SAN FRANCISCO – The U.S. Environmental Protection Agency today ordered the Raytheon Company and the U.S. Air Force to clean up a migrating plume of contaminated groundwater at the Tucson International Airport Area Superfund Site.


Under the order, Raytheon, formerly Hughes Aircraft, and the U.S. Air Force are required to treat two solvents, trichloroethylene (TCE) and 1,4-dioxane (DX), in groundwater coming from the 1,365-acre Air Force Plant 44 facility at the southern end of the Superfund site.

The extraction and treatment system at the Air Force Plant 44 is not effectively containing the contaminated groundwater plume from the facility, allowing TCE and DX to migrate north and into a drinking water treatment plant operated by the city of Tucson. The treatment plant, located at the northern end of the plume, serves approximately 50,000 Tucson residents. The EPA’s order requires Raytheon and the USAF to install and operate an advanced oxidation process system to treat the solvents in the plume. Currently, the city-operated drinking water plant treats TCE and is able to safely blend DX so that the water is safe to drink.
“Ensuring the safety of our drinking water is one of the EPA’s top priorities,” said Alexis Strauss, the EPA’s Water Division director for the Pacific Southwest region. “We are focused on reducing the impact of past and present contamination, and ensuring Tucson will continue to have a clean drinking water source while protecting groundwater.”
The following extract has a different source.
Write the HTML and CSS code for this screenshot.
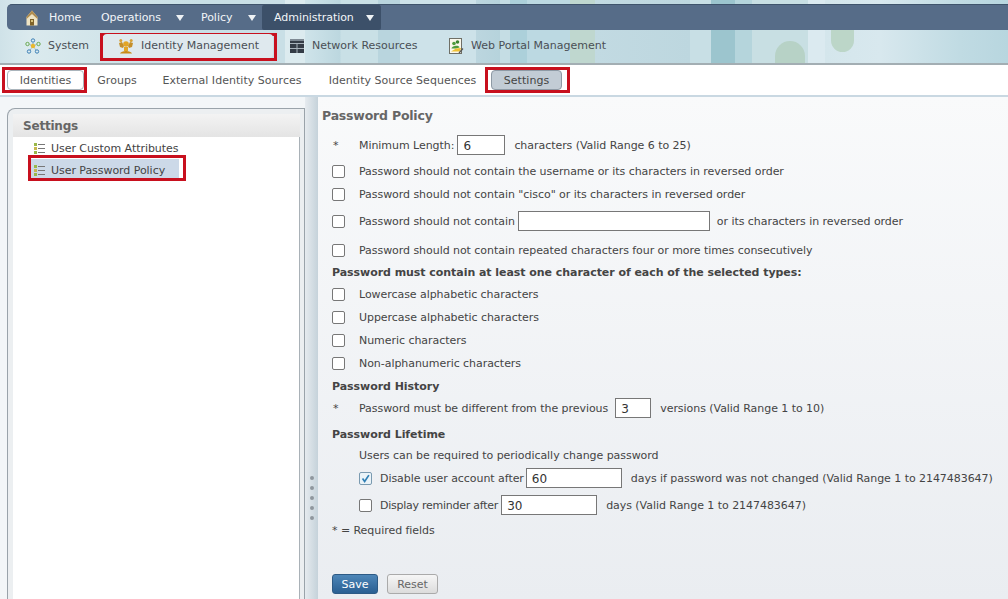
FILE: index.html
```html
<!DOCTYPE html>
<html lang="en">
<head>
<meta charset="utf-8">
<title>Password Policy</title>
<link rel="stylesheet" href="styles.css">
</head>
<body>
<header class="masthead">
  <nav class="topnav">
    <a class="top home"><svg class="ico-home" viewBox="0 0 16 16"><path d="M8 0.5 L13.5 7 V15.5 H2.5 V7 Z" fill="#efe4c4"/><path d="M8 0.5 L2.5 7 V9 L8 4 L13.5 9 V7 Z" fill="#b08c4e"/><rect x="6" y="9" width="4" height="6.5" fill="#7f6228"/><rect x="7" y="10" width="2" height="2" fill="#d8c27a"/></svg><span>Home</span></a>
    <a class="top ops">Operations<i class="caret caret-ops"></i></a>
    <a class="top pol">Policy<i class="caret caret-pol"></i></a>
    <a class="top admin">Administration<i class="caret"></i></a>
  </nav>
  <nav class="secnav">
    <a class="sec sys"><svg class="ico" viewBox="0 0 16 16"><path d="M8 8 L8 3 M8 8 L3 6 M8 8 L13 6 M8 8 L4.5 13 M8 8 L11.500 13" stroke="#7f9aa8" stroke-width="1" stroke-dasharray="1 1"/><circle cx="8" cy="2.500" r="1.700" fill="#dcecf2" stroke="#3d7fb5"/><circle cx="2.500" cy="6" r="1.700" fill="#dcecf2" stroke="#6aa84f"/><circle cx="13.500" cy="6" r="1.700" fill="#dcecf2" stroke="#6aa84f"/><circle cx="4" cy="13.500" r="1.700" fill="#dcecf2" stroke="#3d7fb5"/><circle cx="12" cy="13.500" r="1.700" fill="#dcecf2" stroke="#3d7fb5"/><circle cx="8" cy="8" r="2.200" fill="#e8b830"/></svg>System</a>
    <a class="sec idm"><svg class="ico" viewBox="0 0 16 16"><circle cx="8" cy="6" r="2.800" fill="#e2a526"/><path d="M2 15.500 C3 12 13 12 14 15.500 Z" fill="#c98a18"/><path d="M6 9 H10 V13 H6 Z" fill="#e2a526"/><circle cx="2.800" cy="2.500" r="1.500" fill="#d8a033"/><circle cx="13.200" cy="2.500" r="1.500" fill="#d8a033"/><path d="M1 5 L4 4 L6 8 L5 10 L2 9 Z M15 5 L12 4 L10 8 L11 10 L14 9 Z" fill="#c58f2a"/></svg>Identity Management</a>
    <a class="sec net"><svg class="ico" viewBox="0 0 16 16"><rect x="1" y="1" width="14" height="14" fill="#343c46"/><path d="M1 5.500H15M1 10.500H15M8 5.500V15" stroke="#a8b3bb" stroke-width="1"/><rect x="1" y="1" width="14" height="2" fill="#7f8a94"/></svg>Network Resources</a>
    <a class="sec web"><svg class="ico" viewBox="0 0 16 16"><rect x="1.500" y="0.500" width="12" height="15" fill="#faf8ec" stroke="#6f6f66" stroke-width="1"/><circle cx="6" cy="5.500" r="1.800" fill="#4f9c3c"/><circle cx="9.500" cy="4" r="1.800" fill="#3a8530"/><path d="M3.500 10.500 C3.500 7.500 11.500 6.500 11.500 9.500 L8 10.500 Z" fill="#4f9c3c"/><path d="M3 13.500 L8 10.500 L13 10 L12 13.500 Z" fill="#eec033"/><path d="M11 15 L15 10.500" stroke="#555" stroke-width="1.200"/></svg>Web Portal Management</a>
  </nav>
</header>
<nav class="tabs">
  <a class="tab t-id">Identities</a>
  <a class="tab t-gr">Groups</a>
  <a class="tab t-ext">External Identity Sources</a>
  <a class="tab t-seq">Identity Source Sequences</a>
  <a class="tab t-set">Settings</a>
</nav>
<main class="workspace">
  <aside class="sidebar">
    <h2 class="side-head">Settings</h2>
    <ul class="tree">
      <li class="leaf"><svg class="ico-list" viewBox="0 0 12 13"><path d="M5 2.500H12M5 6.500H12M5 10.500H12" stroke="#777" stroke-width="1"/><rect x="1" y="1" width="3" height="3" fill="#9ab84a"/><rect x="1" y="5" width="3" height="3" fill="#c8b850"/><rect x="1" y="9" width="3" height="3" fill="#9ab84a"/></svg>User Custom Attributes</li>
      <li class="leaf selected"><svg class="ico-list" viewBox="0 0 12 13"><path d="M5 2.500H12M5 6.500H12M5 10.500H12" stroke="#777" stroke-width="1"/><rect x="1" y="1" width="3" height="3" fill="#9ab84a"/><rect x="1" y="5" width="3" height="3" fill="#c8b850"/><rect x="1" y="9" width="3" height="3" fill="#9ab84a"/></svg>User Password Policy</li>
    </ul>
  </aside>
  <div class="splitter"><span class="grip"></span><span class="grip"></span><span class="grip"></span><span class="grip"></span><span class="grip"></span></div>
  <section class="content">
    <h1 class="title">Password Policy</h1>
    <div class="row r1"><span class="mark">*</span><span class="lbl">Minimum Length:</span><span class="field f-min">6</span><span class="after">characters (Valid Range 6 to 25)</span></div>
    <div class="row r2"><span class="box"></span><span>Password should not contain the username or its characters in reversed order</span></div>
    <div class="row r3"><span class="box"></span><span>Password should not contain "cisco" or its characters in reversed order</span></div>
    <div class="row r4"><span class="box"></span><span>Password should not contain</span><span class="field f-word"></span><span class="after">or its characters in reversed order</span></div>
    <div class="row r5"><span class="box"></span><span>Password should not contain repeated characters four or more times consecutively</span></div>
    <h3 class="sub s1">Password must contain at least one character of each of the selected types:</h3>
    <div class="row r6"><span class="box"></span><span>Lowercase alphabetic characters</span></div>
    <div class="row r7"><span class="box"></span><span>Uppercase alphabetic characters</span></div>
    <div class="row r7"><span class="box"></span><span>Numeric characters</span></div>
    <div class="row r7"><span class="box"></span><span>Non-alphanumeric characters</span></div>
    <h3 class="sub s2">Password History</h3>
    <div class="row r8"><span class="mark">*</span><span class="lbl">Password must be different from the previous</span><span class="field f-hist">3</span><span class="after">versions (Valid Range 1 to 10)</span></div>
    <h3 class="sub s3">Password Lifetime</h3>
    <div class="row r9"><span class="indent">Users can be required to periodically change password</span></div>
    <div class="row r10 nested"><span class="box checked"><svg viewBox="0 0 13 13"><path d="M3 6.500 L5.500 10 L10.500 2.500" fill="none" stroke="#2f7fb5" stroke-width="2"/></svg></span><span class="lbl">Disable user account after</span><span class="field f-dis">60</span><span class="after">days if password was not changed (Valid Range 1 to 2147483647)</span></div>
    <div class="row r11 nested"><span class="box"></span><span class="lbl tight">Display reminder after</span><span class="field f-rem">30</span><span class="after">days (Valid Range 1 to 2147483647)</span></div>
    <p class="req">* = Required fields</p>
    <div class="actions"><button class="btn save">Save</button><button class="btn reset">Reset</button></div>
  </section>
</main>
<div class="hl hl-idm"></div>
<div class="hl hl-identities"></div>
<div class="hl hl-settings"></div>
<div class="hl hl-policy"></div>
</body>
</html>
```
FILE: styles.css
```css
* { box-sizing: border-box; }
html, body { margin: 0; height: 599px; overflow: hidden; }
body {
  position: relative;
  font-family: "DejaVu Sans", sans-serif;
  font-size: 11px;
  letter-spacing: -0.05px;
  color: #444;
  background: #fff;
}
.masthead {
  position: relative;
  height: 65px;
  padding: 4px 0 0 7px;
  border-bottom: 2px solid #a3aeb3;
  background: linear-gradient(90deg,
    #cfe2e8 0, #d6e7ec 16px, #dbeaee 30px, #d2e5ea 100px, #c8dfe6 200px, #c9dfe6 285px,
    #dcebef 285px, #dcebef 305px, #cfe4ea 305px, #bcd7df 340px, #c9e0e6 341px, #c9e0e6 378px,
    #b9d5de 378px, #b9d5de 400px, #cde2e9 400px, #cde2e9 476px,
    #bcd6df 476px, #b6d3dc 500px, #c5dde4 500px, #c5dde4 510px, #acd0da 510px, #acd0da 527px,
    #bcd9e2 527px, #bcd9e2 570px, #bfd7cf 570px, #bfd7cf 595px, #c2dae2 595px, #bdd7df 690px,
    #c8dfe5 690px, #c8dfe5 711px, #9cc5ce 711px, #9cc5ce 735px, #b5d5dc 735px, #b5d5dc 752px,
    #c8dfe3 752px, #c8dfe3 808px, #dbeaf0 808px, #dbeaf0 825px, #d4e6ec 825px, #d8e8ee 880px, #c0dbe3 960px, #b8d6df 1008px);
}
.masthead::before {
  content: "";
  position: absolute;
  left: 775px;
  top: 41px;
  width: 30px;
  height: 22px;
  background: #b7d2c6;
  border-radius: 15px 15px 0 0;
}
.masthead::after {
  content: "";
  position: absolute;
  left: 831px;
  top: 28px;
  width: 23px;
  height: 24px;
  background: #bcd6c8;
  border-radius: 0 0 12px 12px;
}
.topnav {
  position: relative;
  z-index: 1;
  display: flex;
  height: 26px;
  background: #566c88;
  border-top: 1px solid #3f546c;
  border-radius: 5px 0 0 5px;
  color: #f2f5f8;
  padding-left: 17px;
  align-items: center;
}
.top { display: flex; align-items: center; height: 25px; color: #f2f5f8; }
.ico-home { width: 16px; height: 16px; margin-right: 9px; }
.home { width: 77px; }
.ops { width: 100px; }
.pol { width: 61px; }
.admin { width: 119px; background: #3c5069; padding-left: 12px; border-radius: 2px; }
.caret {
  margin-left: auto;
  margin-right: 7px;
  width: 0;
  height: 0;
  border-left: 4px solid transparent;
  border-right: 4px solid transparent;
  border-top: 6px solid #eef2f5;
}
.caret-ops { margin-right: 17px; }
.caret-pol { margin-right: 6px; }
.secnav { position: relative; z-index: 1; display: flex; height: 31px; padding-left: 18px; align-items: center; color: #4a4f55; letter-spacing: 0; }
.sec { display: flex; align-items: center; height: 24px; }
.ico { width: 16px; height: 16px; margin-right: 7px; }
.sys { width: 78px; }
.idm {
  width: 170px;
  padding-left: 15px;
  background: #dfe9ee;
  border-radius: 4px;
  margin-right: 16px;
}
.net { width: 159px; }
.tabs {
  display: flex;
  height: 32px;
  align-items: center;
  border-bottom: 2px solid #c9d8e2;
  padding-left: 7px;
  color: #555;
  letter-spacing: 0.03px;
}
.tab { display: block; height: 20px; line-height: 20px; text-align: center; border-radius: 4px; border: 1px solid transparent; }
.t-id { width: 77px; background: #fff; border-color: #aab4bb; }
.t-gr { width: 66px; }
.t-ext { width: 164px; }
.t-seq { width: 177px; }
.t-set { width: 71px; background: #c2ccd5; border-color: #8e9aa5; color: #444; }
.workspace { display: flex; height: 502px; background: #f3f6f8; }
.sidebar {
  display: flex;
  flex-direction: column;
  flex: none;
  width: 298px;
  margin: 11px 0 0 7px;
  padding: 5px 4px 0 5px;
  background: #eceff1;
  border: 1px solid #9aa3aa;
  border-bottom: 0;
  border-radius: 8px 0 0 0;
}
.side-head {
  margin: 0;
  height: 23px;
  line-height: 25px;
  padding-left: 10px;
  font-size: 12px;
  font-weight: bold;
  letter-spacing: -0.2px;
  color: #666;
  background: linear-gradient(#f3f3f3, #e4e4e4);
}
.tree { flex: 1; list-style: none; margin: 0; padding: 0; background: #fff; border-right: 1px solid #a9b1b7; }
.leaf { display: flex; align-items: center; height: 22px; margin-left: 18px; padding-left: 2px; width: 148px; white-space: nowrap; }
.selected { background: #ccd9e8; }
.ico-list { width: 12px; height: 13px; margin-right: 6px; }
.splitter {
  flex: none;
  width: 13px;
  background: linear-gradient(90deg, #e6ebef, #c5d2da);
  display: flex;
  flex-direction: column;
  align-items: center;
  gap: 6px;
  padding-top: 379px;
}
.grip { width: 4px; height: 4px; border-radius: 50%; background: #8f979e; }
.content { flex: 1; padding: 10px 0 0 14px; background: linear-gradient(#f9fafb, #eaedf1); min-width: 0; }
.title { margin: 0 0 0 -10px; font-size: 12.5px; font-weight: bold; color: #666; height: 18px; line-height: 18px; letter-spacing: -0.2px; }
.row { display: flex; align-items: center; white-space: nowrap; height: 20px; }
.mark { width: 27px; padding-left: 1px; }
.box {
  flex: none;
  width: 13px;
  height: 13px;
  margin-right: 14px;
  border: 1px solid #777;
  border-radius: 2px;
  background: #fff;
}
.box svg { display: block; width: 11px; height: 11px; }
.checked { border-color: #7a9ab0; background: #eaf3f8; }
.tight { letter-spacing: -0.25px; }
.field {
  display: block;
  height: 20px;
  line-height: 21px;
  padding-left: 5px;
  background: #fff;
  border: 1px solid #777;
  color: #333;
  font-size: 12px;
}
.f-min { width: 48px; margin-left: 3px; margin-right: 9px; }
.f-word { width: 192px; margin-left: 3px; margin-right: 7px; }
.f-hist { width: 36px; margin-left: 7px; margin-right: 9px; }
.f-dis { width: 96px; margin-left: 2px; margin-right: 9px; }
.f-rem { width: 96px; margin-left: 3px; margin-right: 9px; }
.r1 { margin-top: 10px; }
.r2 { margin-top: 6px; }
.r3 { margin-top: 3px; }
.r4 { margin-top: 7px; }
.r5 { margin-top: 9px; }
.r6 { margin-top: 1px; }
.r7 { margin-top: 3px; }
.r8 { margin-top: 1px; }
.r9 { margin-top: 0; }
.r10 { margin-top: 3px; }
.r11 { margin-top: 7px; }
.indent { margin-left: 27px; }
.nested { padding-left: 27px; }
.nested .box { margin-right: 8px; }
.sub { margin: 0; font-size: 11px; font-weight: bold; color: #444; height: 20px; line-height: 20px; }
.s1 { margin-top: 3px; }
.s2 { margin-top: 4px; }
.s3 { margin-top: 7px; }
.req { margin: 7px 0 0 0; height: 18px; line-height: 18px; }
.actions { display: flex; gap: 9px; margin-top: 34px; }
.btn {
  font-family: inherit;
  font-size: 11px;
  letter-spacing: -0.05px;
  height: 20px;
  padding: 0;
  border-radius: 3px;
}
.save { width: 46px; color: #fff; background: linear-gradient(#4d86b8, #2a5f92); border: 1px solid #2d5a85; }
.reset { width: 51px; color: #666; background: linear-gradient(#f6f6f6, #dcdcdc); border: 1px solid #aaa; }
.hl { position: absolute; border: 3px solid #c8101e; pointer-events: none; }
.hl-idm { left: 100px; top: 33px; width: 177px; height: 28px; }
.hl-identities { left: 2px; top: 67px; width: 85px; height: 26px; }
.hl-settings { left: 485px; top: 67px; width: 85px; height: 26px; }
.hl-policy { left: 28px; top: 155px; width: 158px; height: 26px; }
```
Sampling data from 2006 detected TCE in groundwater as high as 3,400 parts per billion and DX up to 298 parts per billion. The company and the Air Force are required to treat contaminated groundwater to below 5 parts per billion for TCE and 3 parts per billion for DX.

Raytheon and the Air Force face penalties of up to $32,500 per day, per violation if they fail to comply with the order.

The Tucson International Airport Area Superfund Site, listed in 1983, has a 50-year history of chemical contamination due to its aircraft and electronics facilities and unlined landfills. Raytheon used and disposed of metals, chlorinated solvents and other substances at the Air Force Plant 44 facility since 1951.

The company used TCE in several degreasers and as a general-purpose solvent from the 1950s through the mid-1970s. As part of its operations, Raytheon used DX as a stabilizer to enhance the life of the solvent bath for degreasing manufactured parts.

The company collected waste solvents from the manufacturing area and disposed of them in drums, which were then put into uncontrolled landfills, and also discharged liquid solvent wastes into unlined drainage channels and pits at the facility. The waste solvents and other substances migrated from disposal areas into groundwater.

TCE, a volatile organic compound, is a non-flammable liquid widely used in the past as an industrial solvent. The EPA considers TCE a probable human carcinogen, which affects the liver, kidney, immune and endocrine systems, and DX a probable human carcinogen.

The EPA is currently working with several federal organizations, including the Air Force at Plant 44, to complete interagency agreements, also known as federal facility agreements, that establish federal Superfund cleanup and long-term operations and maintenance procedures at all National Priority List sites. To date, the agency has signed 135 of these enforceable agreements, and seeks to establish enforceable arrangements for the remaining 16 sites without agreements.